No getting around it: I’m writing this review in the wake of the latest (at press time) horrific mass shooting, and the Brotherhood’s topical “I’ve Seen Enough to Know”—which opens with the line “Brothers killing brothers, where’s it gonna end?” is sounding like a tonic. Cyril Neville’s vocal hits all the right notes: weariness, outrage, and a final plea to come to our senses — and the band gives it a suitably ominous funk groove, with a keyboard part that sounds like a siren in the distance.

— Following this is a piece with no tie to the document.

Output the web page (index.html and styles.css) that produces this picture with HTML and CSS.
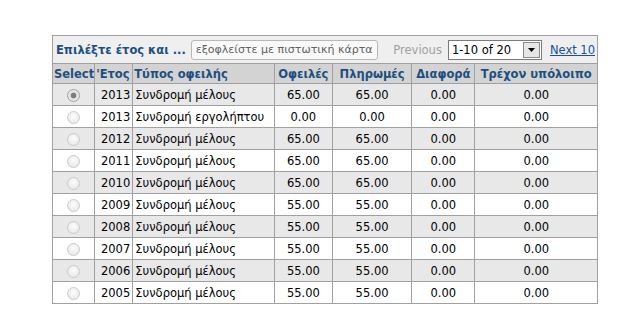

The last verse’s “If we all pull together, we can break the chain” is the most hopeful thing you’re going to hear on the subject, and Neville is a forceful enough singer to make it resonate.
On their fifth album in four years, the RSB sports a reshuffled lineup: Cofounders Mike Zito and Devon Allman are gone, but there’s still a second-generation star in Tyrone Vaughan (son of Jimmie, nephew of Stevie Ray). But the band’s mission is about the same—to work deep soul and blues flavors into a band largely based in rock. Neville gets most of the vocal space this time around; the fine soul ballad “Face of Love” and the family groove “Blood Is Thicker Than Water” are the kind of songs that used to highlight Neville Brothers albums. The Austin blues-rock influence was always there, but it comes forward more with Vaughan’s addition; “Everybody Pays Some Dues” brings good memories of rootsy Austin bands like Storyville and Arc Angels.

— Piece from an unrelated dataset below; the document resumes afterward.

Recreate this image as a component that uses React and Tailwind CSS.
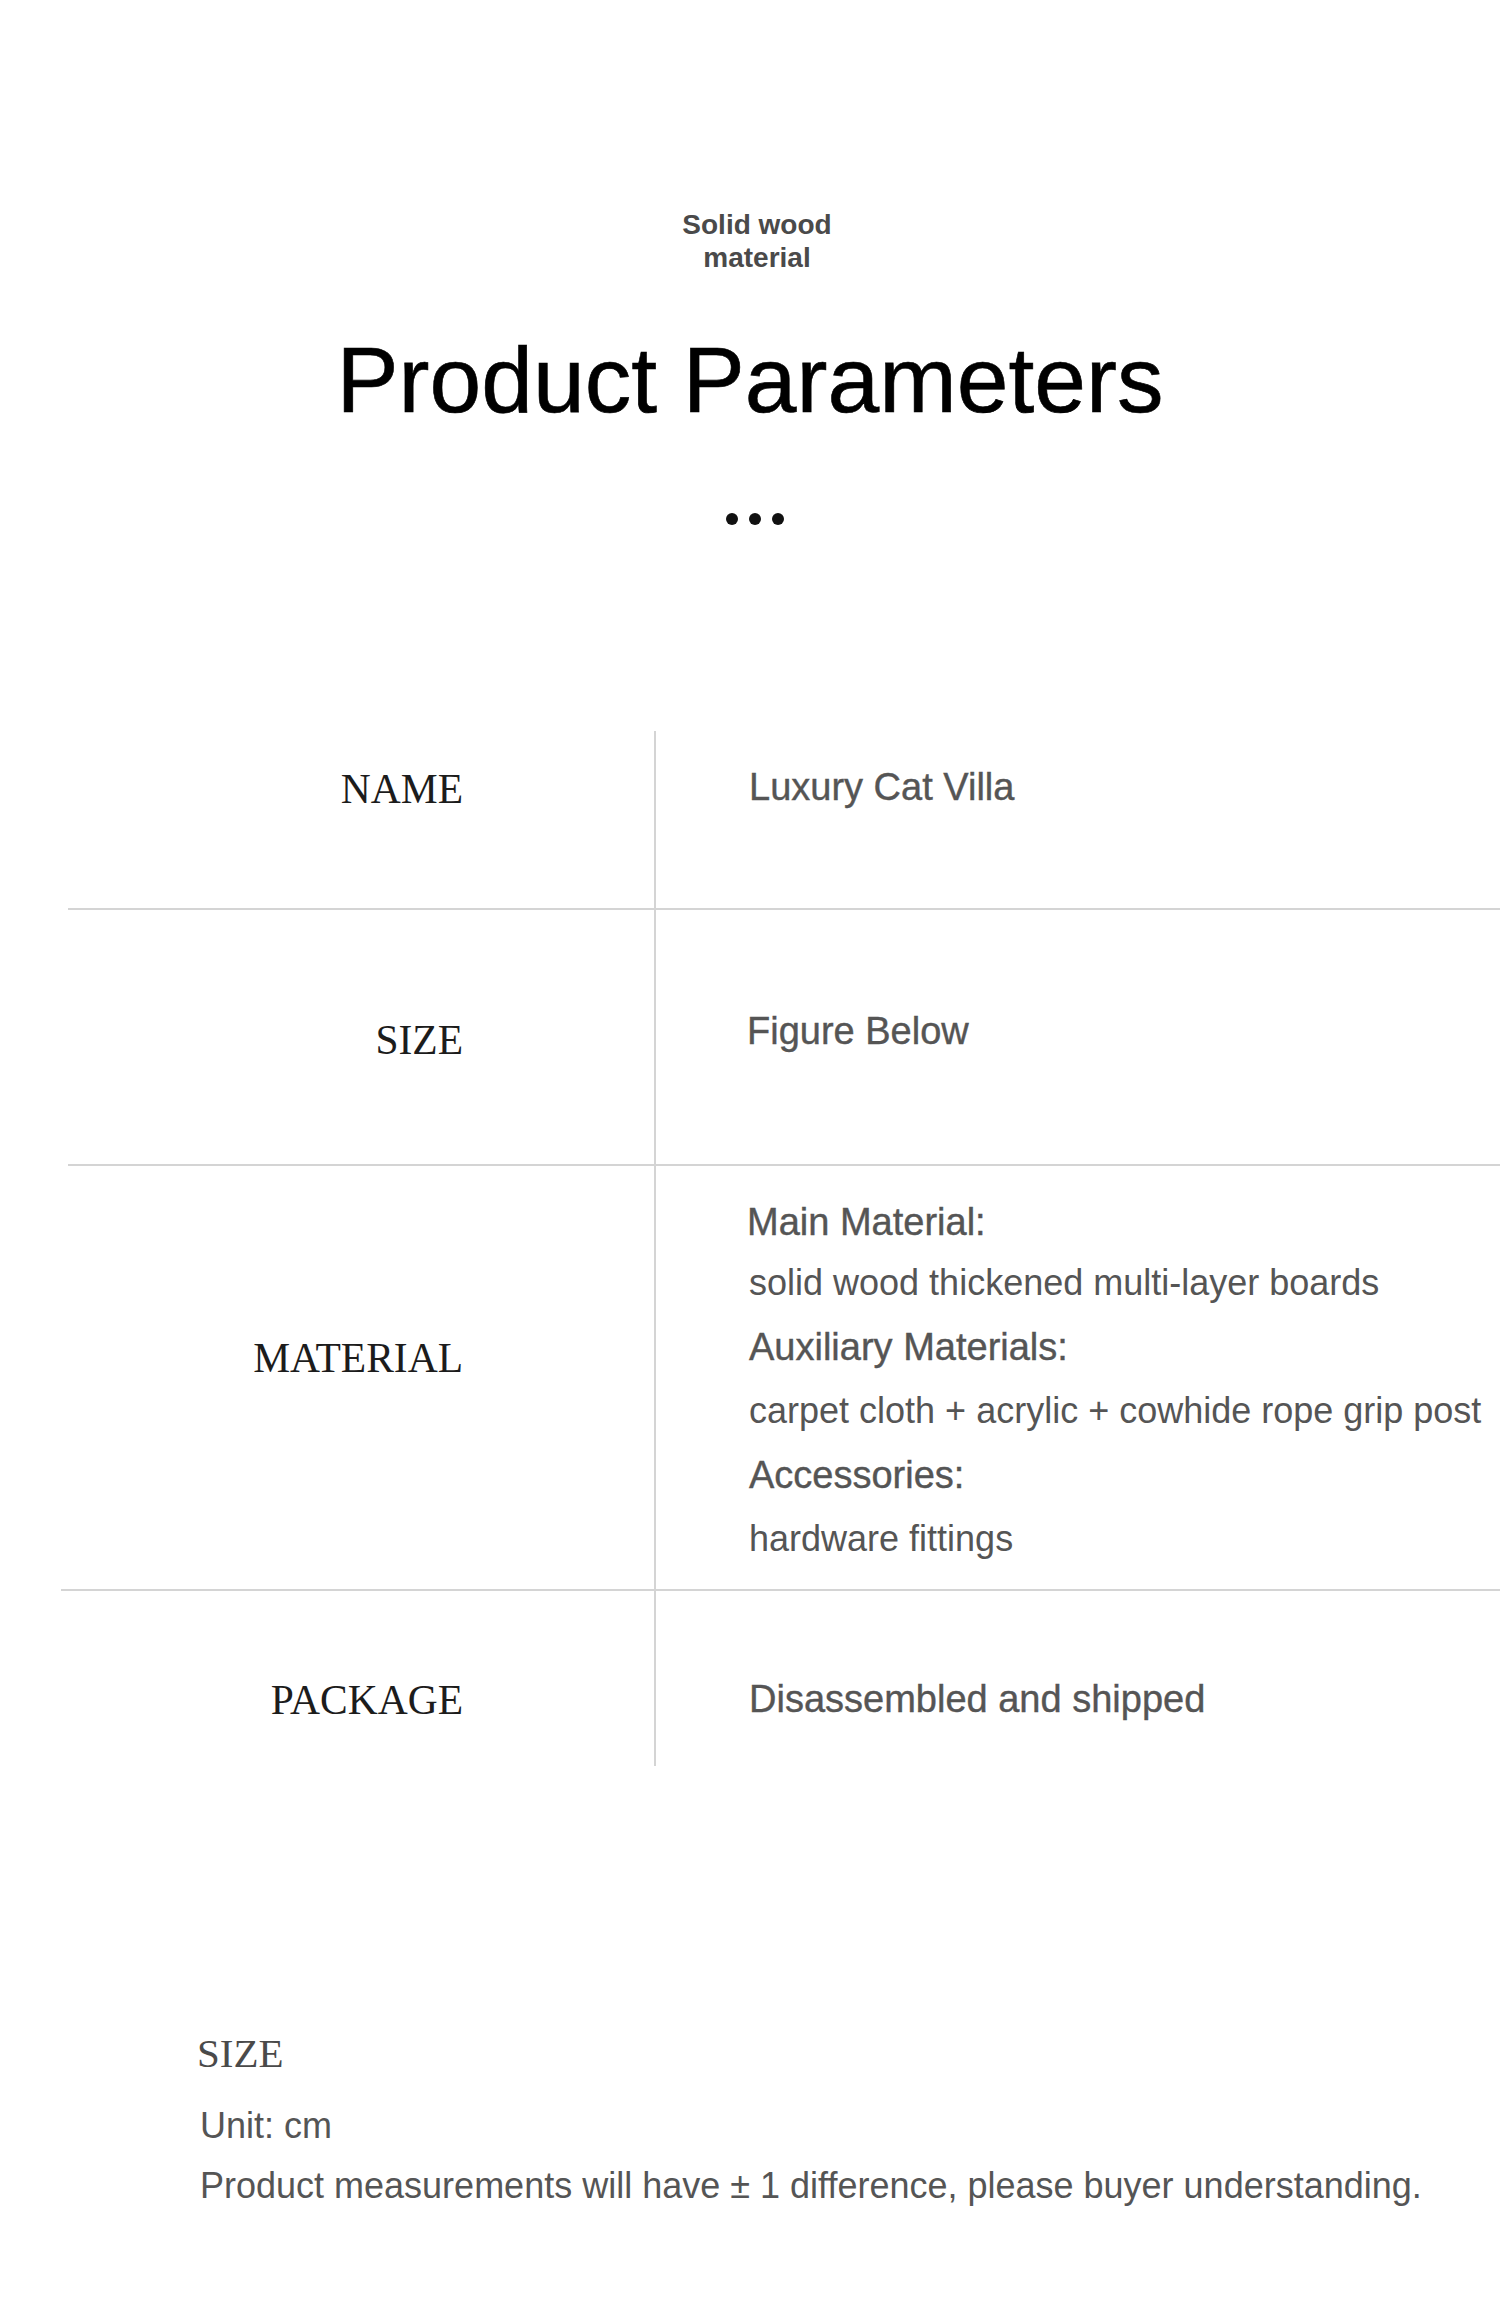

There’s a lot of full-throttle arena rock here as well—the opener “Where There’s Smoke There’s Fire” is an unqualified riff-slinger — but it’s the final track, “Stand Up,” that lives up to the CD title: It’s a gospel workout with Neville in his best preacher mode, making one more plea to come together with the help of choral vocals and some hot guitar tradeoffs. This is a rock album worth blasting, and it might get you a little healing as well.